Records from a dataset:
* START *

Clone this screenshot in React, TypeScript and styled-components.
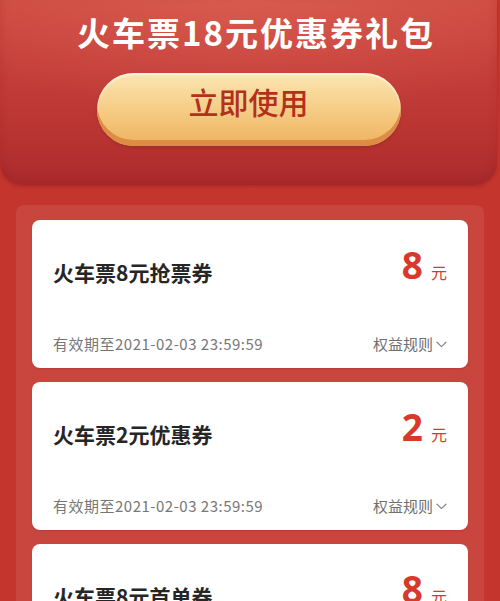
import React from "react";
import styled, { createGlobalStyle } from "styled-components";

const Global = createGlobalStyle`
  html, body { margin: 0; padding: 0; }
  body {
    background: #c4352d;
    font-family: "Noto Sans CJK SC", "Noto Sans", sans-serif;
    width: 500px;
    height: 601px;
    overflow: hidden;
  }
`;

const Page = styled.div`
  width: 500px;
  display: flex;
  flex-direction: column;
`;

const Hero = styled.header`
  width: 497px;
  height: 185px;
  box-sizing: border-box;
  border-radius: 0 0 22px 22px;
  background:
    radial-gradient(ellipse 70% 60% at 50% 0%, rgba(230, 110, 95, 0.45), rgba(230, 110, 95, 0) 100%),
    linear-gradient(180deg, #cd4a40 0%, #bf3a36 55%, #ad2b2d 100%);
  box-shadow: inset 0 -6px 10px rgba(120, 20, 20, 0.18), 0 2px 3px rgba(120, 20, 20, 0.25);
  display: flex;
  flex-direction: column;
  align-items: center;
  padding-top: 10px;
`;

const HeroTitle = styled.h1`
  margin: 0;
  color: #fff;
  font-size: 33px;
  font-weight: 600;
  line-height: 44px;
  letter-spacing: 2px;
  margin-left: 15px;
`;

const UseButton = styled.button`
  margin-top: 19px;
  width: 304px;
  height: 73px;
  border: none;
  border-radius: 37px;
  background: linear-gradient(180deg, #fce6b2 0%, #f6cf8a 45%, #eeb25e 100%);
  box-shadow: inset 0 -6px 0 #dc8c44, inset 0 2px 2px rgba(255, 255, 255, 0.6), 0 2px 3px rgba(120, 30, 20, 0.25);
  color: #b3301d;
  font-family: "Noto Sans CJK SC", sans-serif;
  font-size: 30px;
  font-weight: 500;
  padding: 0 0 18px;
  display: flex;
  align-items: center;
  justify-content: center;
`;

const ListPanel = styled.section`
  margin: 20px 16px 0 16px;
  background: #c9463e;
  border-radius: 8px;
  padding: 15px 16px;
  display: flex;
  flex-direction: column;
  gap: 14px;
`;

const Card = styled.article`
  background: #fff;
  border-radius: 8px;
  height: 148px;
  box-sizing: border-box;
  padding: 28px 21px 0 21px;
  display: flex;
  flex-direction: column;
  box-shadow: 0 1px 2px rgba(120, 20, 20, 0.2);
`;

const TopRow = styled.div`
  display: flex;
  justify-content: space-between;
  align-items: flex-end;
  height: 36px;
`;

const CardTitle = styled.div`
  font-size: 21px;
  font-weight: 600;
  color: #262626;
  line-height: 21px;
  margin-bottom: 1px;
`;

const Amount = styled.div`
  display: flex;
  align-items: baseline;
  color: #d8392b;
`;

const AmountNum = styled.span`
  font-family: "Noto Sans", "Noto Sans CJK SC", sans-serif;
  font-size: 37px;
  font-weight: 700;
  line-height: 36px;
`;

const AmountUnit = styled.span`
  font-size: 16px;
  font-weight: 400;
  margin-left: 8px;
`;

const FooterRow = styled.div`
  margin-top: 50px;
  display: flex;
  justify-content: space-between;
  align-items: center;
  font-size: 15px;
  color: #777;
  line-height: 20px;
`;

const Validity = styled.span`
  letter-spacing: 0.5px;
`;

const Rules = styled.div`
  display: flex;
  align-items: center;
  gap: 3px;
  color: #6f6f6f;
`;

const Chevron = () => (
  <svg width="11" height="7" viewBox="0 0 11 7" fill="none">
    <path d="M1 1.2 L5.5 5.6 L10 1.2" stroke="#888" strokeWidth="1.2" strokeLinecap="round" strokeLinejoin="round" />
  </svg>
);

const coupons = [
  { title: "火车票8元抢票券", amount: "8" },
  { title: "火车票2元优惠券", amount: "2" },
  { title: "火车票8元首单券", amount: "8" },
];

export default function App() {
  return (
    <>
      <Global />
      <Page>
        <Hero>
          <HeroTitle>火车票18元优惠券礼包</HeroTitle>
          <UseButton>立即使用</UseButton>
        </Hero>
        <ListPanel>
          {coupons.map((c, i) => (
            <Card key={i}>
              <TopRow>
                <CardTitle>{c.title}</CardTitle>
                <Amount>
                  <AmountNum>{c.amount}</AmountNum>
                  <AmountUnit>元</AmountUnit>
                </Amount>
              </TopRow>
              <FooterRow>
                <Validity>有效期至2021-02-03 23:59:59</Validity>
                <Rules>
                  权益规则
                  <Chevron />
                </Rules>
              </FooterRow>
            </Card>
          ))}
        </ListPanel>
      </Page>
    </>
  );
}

* END *
* START *

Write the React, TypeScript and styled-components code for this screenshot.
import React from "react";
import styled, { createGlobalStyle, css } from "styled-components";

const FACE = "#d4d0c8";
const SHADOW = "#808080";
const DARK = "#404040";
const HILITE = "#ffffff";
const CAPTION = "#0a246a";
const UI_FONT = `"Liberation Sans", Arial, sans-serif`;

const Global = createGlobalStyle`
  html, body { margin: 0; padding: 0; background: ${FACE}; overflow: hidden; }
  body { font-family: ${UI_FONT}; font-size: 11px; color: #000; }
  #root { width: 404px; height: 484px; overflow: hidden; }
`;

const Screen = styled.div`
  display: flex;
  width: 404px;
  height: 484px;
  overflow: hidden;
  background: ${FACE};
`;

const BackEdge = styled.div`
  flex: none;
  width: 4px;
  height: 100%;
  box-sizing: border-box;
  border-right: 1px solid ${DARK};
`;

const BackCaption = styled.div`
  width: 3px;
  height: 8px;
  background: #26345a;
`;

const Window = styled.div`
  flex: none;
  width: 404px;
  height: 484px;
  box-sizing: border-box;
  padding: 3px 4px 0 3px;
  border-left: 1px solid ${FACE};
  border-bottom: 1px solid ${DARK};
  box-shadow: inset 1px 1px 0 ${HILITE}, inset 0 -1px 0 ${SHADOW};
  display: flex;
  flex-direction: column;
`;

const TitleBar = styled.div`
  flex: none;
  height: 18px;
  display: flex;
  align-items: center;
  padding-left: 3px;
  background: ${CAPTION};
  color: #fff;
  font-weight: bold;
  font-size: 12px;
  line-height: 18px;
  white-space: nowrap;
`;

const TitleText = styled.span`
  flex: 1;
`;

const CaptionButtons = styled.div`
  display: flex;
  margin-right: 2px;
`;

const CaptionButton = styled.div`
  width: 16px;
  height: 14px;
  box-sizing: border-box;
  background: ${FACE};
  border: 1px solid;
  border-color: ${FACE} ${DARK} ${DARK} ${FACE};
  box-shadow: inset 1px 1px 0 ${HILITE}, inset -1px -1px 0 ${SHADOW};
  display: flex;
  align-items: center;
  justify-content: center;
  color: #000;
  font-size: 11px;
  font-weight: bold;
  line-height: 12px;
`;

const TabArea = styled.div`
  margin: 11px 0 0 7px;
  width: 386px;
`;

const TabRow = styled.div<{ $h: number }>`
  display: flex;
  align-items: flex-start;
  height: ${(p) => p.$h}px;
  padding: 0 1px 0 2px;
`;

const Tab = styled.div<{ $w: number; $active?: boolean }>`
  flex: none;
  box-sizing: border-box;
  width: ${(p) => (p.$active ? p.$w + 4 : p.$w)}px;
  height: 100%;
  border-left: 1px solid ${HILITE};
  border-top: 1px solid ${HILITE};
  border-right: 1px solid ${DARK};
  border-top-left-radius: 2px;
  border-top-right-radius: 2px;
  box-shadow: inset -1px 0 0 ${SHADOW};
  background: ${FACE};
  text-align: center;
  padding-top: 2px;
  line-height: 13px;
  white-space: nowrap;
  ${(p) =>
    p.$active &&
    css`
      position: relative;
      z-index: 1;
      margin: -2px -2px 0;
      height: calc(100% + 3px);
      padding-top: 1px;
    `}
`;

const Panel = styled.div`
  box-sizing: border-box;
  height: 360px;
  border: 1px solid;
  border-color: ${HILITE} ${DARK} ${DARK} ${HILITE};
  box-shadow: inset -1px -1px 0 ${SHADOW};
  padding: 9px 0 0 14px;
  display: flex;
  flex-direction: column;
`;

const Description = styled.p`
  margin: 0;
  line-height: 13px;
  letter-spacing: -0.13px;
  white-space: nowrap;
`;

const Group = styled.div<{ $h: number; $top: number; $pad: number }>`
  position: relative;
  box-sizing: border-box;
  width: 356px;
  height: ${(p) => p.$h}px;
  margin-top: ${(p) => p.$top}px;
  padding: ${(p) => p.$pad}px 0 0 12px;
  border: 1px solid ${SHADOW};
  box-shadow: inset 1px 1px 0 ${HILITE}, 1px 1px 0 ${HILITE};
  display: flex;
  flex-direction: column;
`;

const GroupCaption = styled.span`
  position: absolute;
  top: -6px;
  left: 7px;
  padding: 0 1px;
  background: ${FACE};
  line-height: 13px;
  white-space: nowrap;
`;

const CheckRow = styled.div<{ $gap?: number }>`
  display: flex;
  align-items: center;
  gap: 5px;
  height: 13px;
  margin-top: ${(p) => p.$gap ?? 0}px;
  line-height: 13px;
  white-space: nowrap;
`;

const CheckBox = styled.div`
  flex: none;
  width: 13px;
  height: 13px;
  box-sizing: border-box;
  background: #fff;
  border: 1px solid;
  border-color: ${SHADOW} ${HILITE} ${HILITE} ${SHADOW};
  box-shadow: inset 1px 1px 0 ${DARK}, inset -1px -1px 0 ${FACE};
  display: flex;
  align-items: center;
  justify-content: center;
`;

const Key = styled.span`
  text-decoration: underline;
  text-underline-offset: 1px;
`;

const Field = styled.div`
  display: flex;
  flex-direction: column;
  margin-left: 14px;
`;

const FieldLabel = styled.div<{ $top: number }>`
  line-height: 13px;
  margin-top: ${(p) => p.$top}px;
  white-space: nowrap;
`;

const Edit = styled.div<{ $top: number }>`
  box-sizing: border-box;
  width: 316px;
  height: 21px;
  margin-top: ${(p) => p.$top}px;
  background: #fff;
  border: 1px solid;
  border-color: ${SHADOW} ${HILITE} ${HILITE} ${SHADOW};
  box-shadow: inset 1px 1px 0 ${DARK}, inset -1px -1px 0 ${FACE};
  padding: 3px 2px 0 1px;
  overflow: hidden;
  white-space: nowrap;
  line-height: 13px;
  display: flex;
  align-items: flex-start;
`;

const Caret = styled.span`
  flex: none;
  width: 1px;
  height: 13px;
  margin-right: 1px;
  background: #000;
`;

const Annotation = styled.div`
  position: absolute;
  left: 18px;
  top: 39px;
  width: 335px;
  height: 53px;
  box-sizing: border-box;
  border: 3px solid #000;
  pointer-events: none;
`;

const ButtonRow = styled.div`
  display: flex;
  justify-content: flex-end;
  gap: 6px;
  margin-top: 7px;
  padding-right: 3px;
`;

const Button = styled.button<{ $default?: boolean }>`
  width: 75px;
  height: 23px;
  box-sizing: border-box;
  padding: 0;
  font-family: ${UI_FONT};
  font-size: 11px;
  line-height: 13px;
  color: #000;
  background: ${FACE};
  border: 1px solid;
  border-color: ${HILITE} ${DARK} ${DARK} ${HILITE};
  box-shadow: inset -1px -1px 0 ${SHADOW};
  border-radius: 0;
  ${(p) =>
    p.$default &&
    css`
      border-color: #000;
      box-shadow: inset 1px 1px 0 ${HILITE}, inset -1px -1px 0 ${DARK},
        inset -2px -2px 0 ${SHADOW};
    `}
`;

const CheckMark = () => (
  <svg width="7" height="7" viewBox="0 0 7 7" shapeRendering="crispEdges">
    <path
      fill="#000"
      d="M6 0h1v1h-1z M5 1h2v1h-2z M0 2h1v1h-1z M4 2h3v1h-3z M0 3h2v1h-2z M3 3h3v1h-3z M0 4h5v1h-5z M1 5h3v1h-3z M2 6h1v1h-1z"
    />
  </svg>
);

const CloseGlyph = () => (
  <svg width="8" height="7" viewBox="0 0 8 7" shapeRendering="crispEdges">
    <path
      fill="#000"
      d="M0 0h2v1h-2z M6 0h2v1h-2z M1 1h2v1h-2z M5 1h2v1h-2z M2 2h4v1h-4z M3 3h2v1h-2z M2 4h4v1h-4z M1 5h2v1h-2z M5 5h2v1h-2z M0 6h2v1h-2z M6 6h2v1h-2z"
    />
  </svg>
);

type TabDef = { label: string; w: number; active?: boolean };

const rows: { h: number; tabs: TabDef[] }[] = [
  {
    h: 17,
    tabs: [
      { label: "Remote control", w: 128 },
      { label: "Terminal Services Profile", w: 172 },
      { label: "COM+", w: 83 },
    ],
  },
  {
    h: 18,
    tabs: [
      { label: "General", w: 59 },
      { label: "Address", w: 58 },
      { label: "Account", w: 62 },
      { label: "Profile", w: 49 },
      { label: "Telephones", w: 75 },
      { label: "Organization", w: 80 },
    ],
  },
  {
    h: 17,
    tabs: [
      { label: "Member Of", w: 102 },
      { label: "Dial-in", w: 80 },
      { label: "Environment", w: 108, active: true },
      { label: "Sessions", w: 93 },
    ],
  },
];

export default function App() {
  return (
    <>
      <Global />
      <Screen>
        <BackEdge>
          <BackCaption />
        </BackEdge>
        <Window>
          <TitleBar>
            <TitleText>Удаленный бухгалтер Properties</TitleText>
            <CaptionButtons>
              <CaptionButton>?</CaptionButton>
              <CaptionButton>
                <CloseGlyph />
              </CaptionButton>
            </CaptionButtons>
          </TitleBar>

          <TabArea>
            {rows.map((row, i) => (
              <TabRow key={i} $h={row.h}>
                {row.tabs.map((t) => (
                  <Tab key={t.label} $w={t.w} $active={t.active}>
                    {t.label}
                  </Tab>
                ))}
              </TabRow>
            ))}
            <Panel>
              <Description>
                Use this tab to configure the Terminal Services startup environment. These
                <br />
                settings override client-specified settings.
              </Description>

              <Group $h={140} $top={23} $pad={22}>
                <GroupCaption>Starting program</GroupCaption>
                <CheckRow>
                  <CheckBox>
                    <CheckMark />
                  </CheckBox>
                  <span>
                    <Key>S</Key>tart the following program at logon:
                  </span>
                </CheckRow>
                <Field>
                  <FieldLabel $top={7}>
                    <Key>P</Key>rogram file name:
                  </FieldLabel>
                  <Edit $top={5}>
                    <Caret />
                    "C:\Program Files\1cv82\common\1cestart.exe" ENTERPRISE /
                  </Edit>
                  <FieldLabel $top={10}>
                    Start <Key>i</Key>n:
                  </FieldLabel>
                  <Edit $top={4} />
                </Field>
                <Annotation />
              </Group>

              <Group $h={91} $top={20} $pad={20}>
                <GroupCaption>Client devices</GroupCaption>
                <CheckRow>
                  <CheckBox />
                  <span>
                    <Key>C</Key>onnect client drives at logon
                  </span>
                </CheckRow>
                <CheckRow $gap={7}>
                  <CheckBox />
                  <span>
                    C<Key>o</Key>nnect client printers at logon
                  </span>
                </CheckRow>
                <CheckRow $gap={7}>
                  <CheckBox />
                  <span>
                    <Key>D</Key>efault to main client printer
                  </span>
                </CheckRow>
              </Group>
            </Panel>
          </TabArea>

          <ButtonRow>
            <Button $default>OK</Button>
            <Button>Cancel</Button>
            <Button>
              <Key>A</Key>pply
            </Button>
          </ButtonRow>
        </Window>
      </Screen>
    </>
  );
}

* END *

● EXERCISE INSTRUCTIONS
Pick out all the lines with the word "screenshot" in them and copy them.

● EXPECTED OUTPUT
Clone this screenshot in React, TypeScript and styled-components.
Write the React, TypeScript and styled-components code for this screenshot.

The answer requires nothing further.